Hello, I'm not starting or running an engineering business, but I am interviewing at a small consulting firm that's been around for 20 years. I've only worked for large companies, so I hoped some people who run their own small consulting companies could provide some advice on interviewing.

1. I am interviewing for a staff job with a small amount of experience required, yet the interview is with the owner, who is a published subject-matter expert. What traits do you as biz owners most value in employees? Obviously, I can't match him on subject matter knowledge & experience.

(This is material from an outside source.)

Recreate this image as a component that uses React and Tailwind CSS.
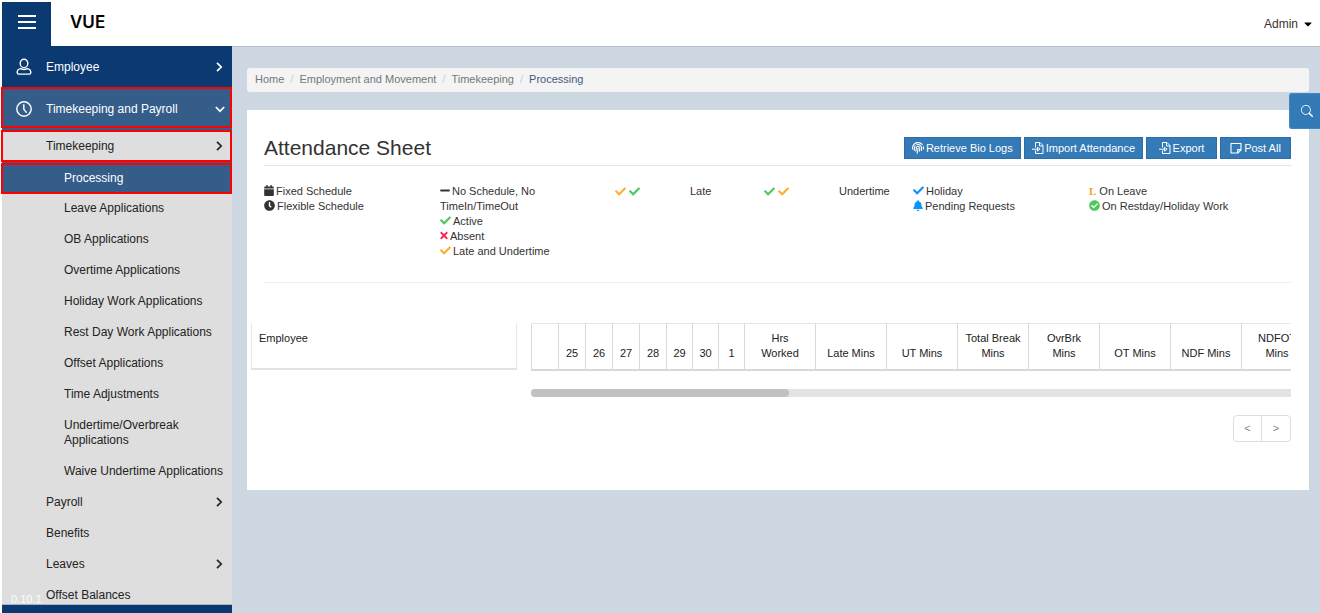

2. I don't want to cross the line when asking about the business. Is it inappropriate to ask about questions about the future business plans, like "Why did you discontinue business in X?" "Do you plan to get involved in Y?" The large companies I work for share this info with employees, and I answered these questions for interviewees who asked.

3. My bennies are excellent. What's "normal" for a small company?

Any other tips or stories of stupid interviewees are welcome. I am sure I'll be quite out-of-sync with small company culture.

RE: small company owner's opinions wanted

First of all, I hope you are relaxed and interview like it is a professional discussion between two people.  I only have a real opinion on item # 2, based on experience at large and small companies.  

I think you have to read the owner - it is more about people than who they are professionally or the even the company or industry.  Some people are open and like the questions since it means you are interested in the long term as well as the short term.  Others are more reserved and you have to pick that up early in the discussion.  Hopefully, there is a little small talk so you can get that read.  And do not be afraid to use a little humor to relax the interviewer - who is probably also a little nervous.  If he is not moved by your humor, assuming it is appropriate, that may tell you alot about the person.

Good luck.

Don Phillips

RE: small company owner's opinions wanted


You should be as concerned about the future of the company as they are about hiring you.  You should ask pointed questions about the business plan, where the company is going, what the startegies are, how much growth they had this year, last year, expectations for next year, who are the major clients, what is the backlog of work.

Personally as a very small business owner, it would not bother me in the least, in fact if I were interviewing someone and had a small business, in this market place, I would be selling myself to the candidate as much as he was selling himself to me (if I thought he were someone I wanted).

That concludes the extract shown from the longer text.